Shutter Island

シャッターアイランド』鑑賞


ネタバレせずに感想書くのが難しい映画だなぁ。
比較対象にぴったりの作品があるんだけど、その名を出した時点でネタバレ(笑)
一つだけ言えるのは、キャッチコピーみたいな映画じゃないですよ。ミステリとして見ちゃうと物足りないかも。
悪夢世界はサイレントヒルのようで気持ち悪く、そこは見所。


というわけで、以下はネタバレ全開感想なので、見ようと思ってる人は、スルーの方向で。

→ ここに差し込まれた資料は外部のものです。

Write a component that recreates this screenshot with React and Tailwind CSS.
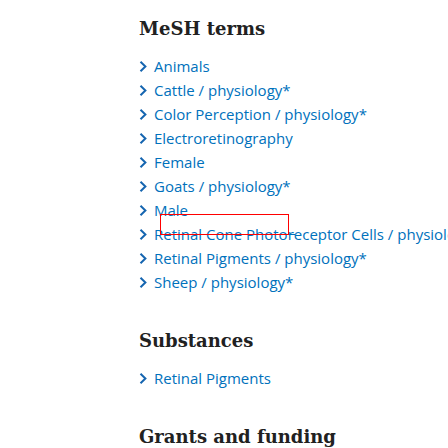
import React from 'react';

const meshTerms = [
  'Animals',
  'Cattle / physiology*',
  'Color Perception / physiology*',
  'Electroretinography',
  'Female',
  'Goats / physiology*',
  'Male',
  'Retinal Cone Photoreceptor Cells / physiology*',
  'Retinal Pigments / physiology*',
  'Sheep / physiology*',
];

const substances = ['Retinal Pigments'];

function Chevron() {
  return (
    <svg width="8" height="11" viewBox="0 0 8 11" className="shrink-0 mr-[7px] mt-[1px]">
      <path d="M1.5 0.8 L6.4 5.5 L1.5 10.2" fill="none" stroke="#1565b0" strokeWidth="2" />
    </svg>
  );
}

function TermList({ items }) {
  return (
    <ul>
      {items.map((item) => (
        <li key={item} className="flex items-center h-[24px] whitespace-nowrap">
          <Chevron />
          <span className="text-[15px] leading-[24px] text-[#0071bc]">{item}</span>
        </li>
      ))}
    </ul>
  );
}

function Heading({ children }) {
  return (
    <h2 className="text-[18px] leading-[24px] font-bold text-[#212121] font-['DejaVu_Serif',serif] mb-[13px]">
      {children}
    </h2>
  );
}

export default function App() {
  return (
    <div className="relative w-[448px] h-[448px] overflow-hidden bg-white pl-[139px] pt-[17px] font-['Open_Sans',sans-serif]">
      <section>
        <Heading>MeSH terms</Heading>
        <TermList items={meshTerms} />
      </section>

      <section className="mt-[35px]">
        <Heading>Substances</Heading>
        <TermList items={substances} />
      </section>

      <section className="mt-[35px]">
        <Heading>Grants and funding</Heading>
      </section>

      {/* highlight box over the list */}
      <div className="absolute left-[160px] top-[234px] w-[135px] h-[1px] bg-[#0071bc]" />
      <div className="absolute left-[160px] top-[214px] w-[129px] h-[21px] border border-[#ff0000]" />
    </div>
  );
}
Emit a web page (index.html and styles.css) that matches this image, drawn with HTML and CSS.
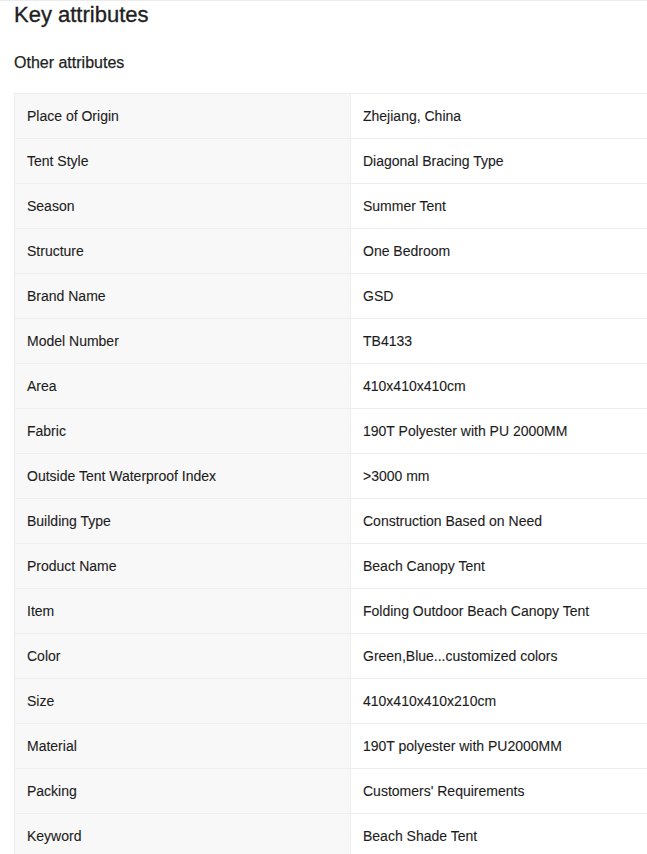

原作がルヘインだし、CMも不可能ミステリー的に打ってるけど、これはミステリ(サスペンス)の体をとった、最新(当時の)精神医療もの。
どれが現実で、どれが嘘、という見方自体が意味がなく、全編、主人公の記憶とグループセラピーとロールプレイングが混然と化した妄想で、彼にとってはそれが現実。
隠された謎をいくつ見つけられるか的なキャッチコピーだけど、『シックスセンス』や『ユージュアル・サスペクツ』のような騙される快感を求めると肩透かしを食らう。ある意味、映画のお約束を逆手に取っていて、ミステリなら後に明かされるようなおかしなシーンや演出は冒頭から目に付くけど、それらはおかしいまま。なぜなら、それが事実だから。現実のはずなのに妙に浮いた描写、逆に非現実的な幻覚なのにリアルなディティール、登場人物の使い回し、そっけなかったり、繰り返される表現、すべてが病状と治療の過程を表している。テディの世界は薄っぺらく、記憶とイメージと身の回りだけで完結していて、船の様子を見た限りでは、本当に島なのかも疑問。
ロボトミーや大量投薬から、対話型への過渡期を描いた物語で、例えるなら『カッコーの巣の上で』なんだけど、あれが怪物としての精神科の勝利だとすると、こちらは医者も患者も負けてしまう悲劇。ラストひじょうに良く出来ていて、結局捜査官に戻ってしまったテディの晴れ晴れしい表情と、対照的なチャックの徒労感は素晴らしい。